New Deputy Prime Minister Supattanapong Punmeechaow told a media conference the government would announce more stimulus this month, “to support the economy and all groups of affected people,” adding these would be discussed at a 19 August meeting.
The data, which also showed a record contraction Q-Q, represents another issue for the government, also facing its biggest anti-government protests since the Y 2014 coup.
Monday’s economic release underscores the collapse of aggregate demand, both externally and internally.
Thailand’s economy is heavily reliant on tourism and exports, shrank 12.2% in Q-2 from a year earlier after a revised 2.0% fall in Q-1. It fell a record 9.7% on the Quarter, on a seasonally adjusted basis.
The National Economic and Social Development Council (NESDC) cut its GDP forecast for the year, expecting the economy to fall 7.3%-7.8% in Y 2020. The economy saw a record annual contraction of 7.6% in Y 1998.
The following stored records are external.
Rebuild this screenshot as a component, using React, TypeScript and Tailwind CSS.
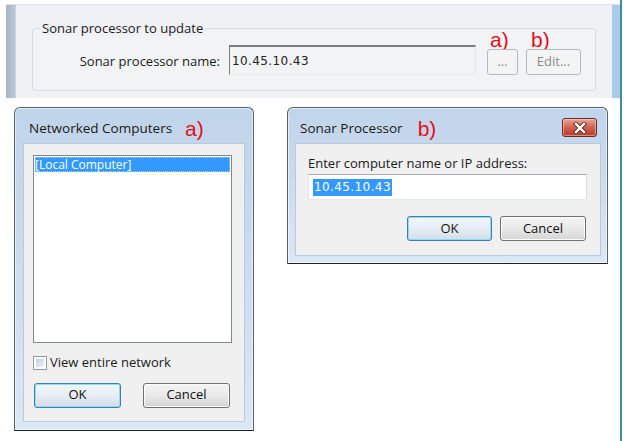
const ui = "font-['Open_Sans',_'Noto_Sans',_sans-serif]";
const mono = "font-['DejaVu_Sans',_sans-serif]";

function Note({ children, className = "" }: { children: string; className?: string }) {
  return (
    <span className={`font-['Liberation_Sans',_Arial,_sans-serif] text-[21px] leading-[22px] text-[#e30f1a] ${className}`}>
      {children}
    </span>
  );
}

function WinButton({ label, primary = false, disabled = false, className = "" }: { label: string; primary?: boolean; disabled?: boolean; className?: string }) {
  if (disabled) {
    return (
      <div className={`flex items-center justify-center rounded-[3px] border border-[#b5b9bc] bg-[#f4f4f4] text-[13px] text-[#8a8a8a] ${className}`}>
        {label}
      </div>
    );
  }
  return (
    <div
      className={`flex items-center justify-center rounded-[3px] border text-[13px] text-[#111] ${
        primary
          ? "border-[#3c7fb1] bg-gradient-to-b from-[#f3f7fa] via-[#e6eef4] to-[#d3dde6] shadow-[inset_0_0_0_1px_#8fdcf7]"
          : "border-[#707070] bg-gradient-to-b from-[#f4f4f4] via-[#e9e9e9] to-[#d4d4d4] shadow-[inset_0_0_0_1px_#fcfcfc]"
      } ${className}`}
    >
      {label}
    </div>
  );
}

function CloseButton() {
  return (
    <div className="flex h-[19px] w-[35px] items-center justify-center rounded-[3px] border border-[#6b2a25] bg-gradient-to-b from-[#e8a597] via-[#d0624f] to-[#b8392b] shadow-[inset_0_0_0_1px_rgba(255,220,210,0.5)]">
      <svg width="14" height="12" viewBox="0 0 14 12">
        <path d="M3 2 L11 10 M11 2 L3 10" stroke="#5a2620" strokeWidth="4.2" strokeLinecap="square" />
        <path d="M3 2 L11 10 M11 2 L3 10" stroke="#ffffff" strokeWidth="2.4" strokeLinecap="square" />
      </svg>
    </div>
  );
}

function Frame({ className = "", children }: { className?: string; children: React.ReactNode }) {
  return (
    <div
      className={`flex flex-col rounded-t-[6px] border border-[#56616d] border-b-[#222] bg-gradient-to-b from-[#c0d4ea] via-[#cddcee] to-[#dae7f5] shadow-[inset_0_0_0_1px_rgba(255,255,255,0.55)] ${className}`}
    >
      {children}
    </div>
  );
}

export default function App() {
  return (
    <div className={`flex h-[441px] w-[630px] overflow-hidden bg-white ${ui}`}>
      <div className="flex w-[620px] flex-col">
        {/* Top panel */}
        <div className="ml-[6px] mt-[4px] flex h-[94px] w-[614px] border-t border-[#dfe3e8]">
          <div className="w-[10px] border-r border-[#c8d3de] bg-gradient-to-r from-[#a7b6c7] to-[#bac7d5]" />
          <div className="flex-1 bg-[#eff1f4] px-[16px] pt-[23px]">
            <div className="relative flex h-[63px] items-end rounded-[3px] border border-[#d5dce2] bg-[#f1f3f5] pb-[15px] pl-[44px]">
              <span className="absolute left-[7px] top-[-9px] bg-[#eff1f4] px-[2px] text-[13px] leading-[16px] text-[#1b1b1b]">
                Sonar processor to update
              </span>
              <span className="mb-[6px] w-[143px] text-right text-[13px] leading-[16px] text-[#1b1b1b]">Sonar processor name:</span>
              <div className="ml-[9px] flex h-[30px] w-[247px] items-center border-l border-t-2 border-r border-b border-l-[#7d7d7d] border-t-[#7d7d7d] border-r-[#e2e4e6] border-b-[#e8eaec] bg-[#f1f3f5] pl-[2px]">
                <span className={`${mono} text-[12px] tracking-[0.4px] text-[#222]`}>10.45.10.43</span>
              </div>
              <div className="ml-[11px] flex flex-col">
                <Note className="pl-[3px]">a)</Note>
                <WinButton label="..." disabled className="-mt-[2px] h-[26px] w-[31px]" />
              </div>
              <div className="ml-[8px] flex flex-col">
                <Note className="pl-[5px]">b)</Note>
                <WinButton label="Edit..." disabled className="-mt-[2px] h-[26px] w-[55px]" />
              </div>
            </div>
          </div>
          <div className="w-[8px] bg-[#a9cbe8]" />
        </div>

        {/* Dialogs */}
        <div className="ml-[14px] mt-[9px] flex items-start gap-[33px]">
          {/* Networked Computers */}
          <Frame className="h-[324px] w-[240px]">
            <div className="flex h-[35px] items-center pl-[14px] pt-[6px]">
              <span className="text-[13.5px] text-[#1a1a1a]">Networked Computers</span>
              <Note className="ml-[13px]">a)</Note>
            </div>
            <div className="mx-[8px] flex h-[279px] w-[222px] flex-col border border-[#b9cadc] bg-[#f0f0f0] px-[9px]">
              <div className="mt-[11px] h-[188px] w-[199px] border border-[#828790] bg-white p-[1px]">
                <div className="flex h-[15px] items-center bg-[#3399ff] text-[12px] leading-[15px] text-white outline-dotted outline-1 -outline-offset-1 outline-[#a8d2ff]">
                  [Local Computer]
                </div>
              </div>
              <div className="mt-[10px] flex items-center gap-[3px]">
                <div className="h-[14px] w-[14px] border border-[#8e9aa7] bg-white p-[2px]">
                  <div className="h-full w-full bg-gradient-to-br from-[#bfcfe0] to-[#eef3f8]" />
                </div>
                <span className="text-[13px] text-[#1a1a1a]">View entire network</span>
              </div>
              <div className="mt-[10px] flex gap-[22px] pl-[1px]">
                <WinButton label="OK" primary className="h-[25px] w-[87px]" />
                <WinButton label="Cancel" className="h-[25px] w-[87px]" />
              </div>
            </div>
          </Frame>

          {/* Sonar Processor */}
          <Frame className="h-[157px] w-[321px]">
            <div className="flex h-[35px] items-start">
              <div className="flex h-full items-center pl-[12px] pt-[6px]">
                <span className="text-[13.5px] text-[#1a1a1a]">Sonar Processor</span>
                <Note className="ml-[15px]">b)</Note>
              </div>
              <div className="ml-auto mr-[10px] mt-[10px]">
                <CloseButton />
              </div>
            </div>
            <div className="mx-[7px] flex h-[113px] w-[306px] flex-col border border-[#b9cadc] bg-[#f0f0f0] px-[12px]">
              <span className="mt-[11px] text-[13px] leading-[17px] text-[#1a1a1a]">Enter computer name or IP address:</span>
              <div className="mt-[2px] flex h-[26px] w-[279px] items-center border border-[#abadb3] border-l-[#e2e3ea] border-r-[#dbdfe6] border-b-[#e3e9ef] bg-white pl-[4px]">
                <span className={`${mono} bg-[#3399ff] px-[1px] text-[12px] leading-[17px] tracking-[0.4px] text-white`}>10.45.10.43</span>
              </div>
              <div className="mt-[16px] flex justify-end gap-[8px] pr-[2px]">
                <WinButton label="OK" primary className="h-[25px] w-[85px]" />
                <WinButton label="Cancel" className="h-[25px] w-[86px]" />
              </div>
            </div>
          </Frame>
        </div>
      </div>
      <div className="h-full w-[2px] bg-[#3a8caa]" />
    </div>
  );
}
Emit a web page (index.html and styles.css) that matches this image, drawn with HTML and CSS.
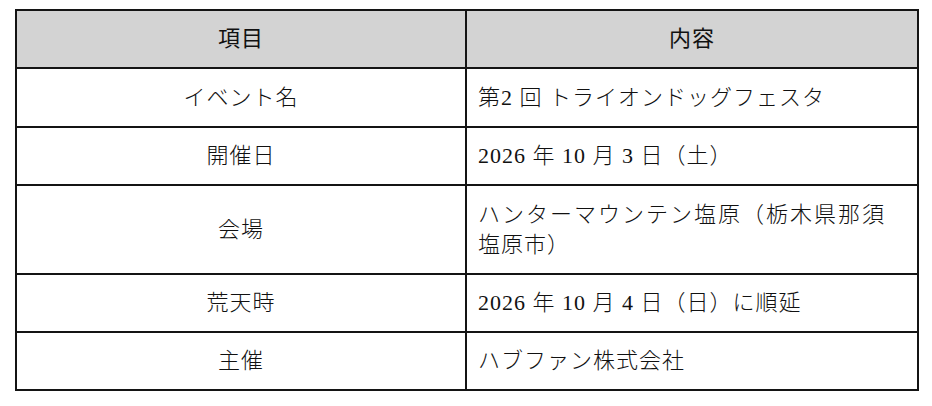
FILE: index.html
```html
<!DOCTYPE html>
<html lang="ja">
<head>
<meta charset="utf-8">
<title>イベント概要</title>
<link rel="stylesheet" href="styles.css">
</head>
<body>
<table class="info">
  <colgroup>
    <col class="col-key">
    <col class="col-val">
  </colgroup>
  <thead>
    <tr class="head">
      <th>項目</th>
      <th>内容</th>
    </tr>
  </thead>
  <tbody>
    <tr class="r1">
      <td class="key">イベント名</td>
      <td class="val">第2 回 トライオンドッグフェスタ</td>
    </tr>
    <tr>
      <td class="key">開催日</td>
      <td class="val">2026 年 10 月 3 日（土）</td>
    </tr>
    <tr class="tall">
      <td class="key">会場</td>
      <td class="val">ハンターマウンテン塩原（栃木県那須塩原市）</td>
    </tr>
    <tr>
      <td class="key">荒天時</td>
      <td class="val">2026 年 10 月 4 日（日）に順延</td>
    </tr>
    <tr>
      <td class="key">主催</td>
      <td class="val">ハブファン株式会社</td>
    </tr>
  </tbody>
</table>
</body>
</html>
```

FILE: styles.css
```css
html, body {
  margin: 0;
  padding: 0;
  background: #ffffff;
}

body {
  font-family: "Liberation Serif", "Noto Sans CJK JP", serif;
  font-size: 22px;
  font-weight: 300;
  color: #111111;
}

.info {
  border-collapse: collapse;
  table-layout: fixed;
  width: 902px;
  margin: 9px 0 0 15px;
}

.col-key { width: 450px; }
.col-val { width: 452px; }

.info th,
.info td {
  border: 2px solid #141414;
  height: 56px;
  padding: 0;
  line-height: 30px;
  letter-spacing: 1px;
  vertical-align: middle;
}

.info th {
  background: #d3d3d3;
  font-weight: 400;
  text-align: center;
}

.info tr.r1 td {
  height: 57px;
}

.info tr.tall td {
  height: 87px;
}

.key {
  text-align: center;
}

.val {
  text-align: justify;
  padding-left: 11px !important;
  padding-right: 32px !important;
}
```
Monday, the NESDC said it expected only 6.7-M foreign tourists to come to Thailand this year after last year’s record 39.8-M and said there were no foreign tourists in Q-2.
Meanwhile, NESDC expected a 10% fall in exports in Y 2020, having previously forecast an 8% decline.
The government has already supported the economy with a $61-B fiscal stimulus package, the central bank has slashed interest rates by 75 bpts this year to a record low of 0.50%.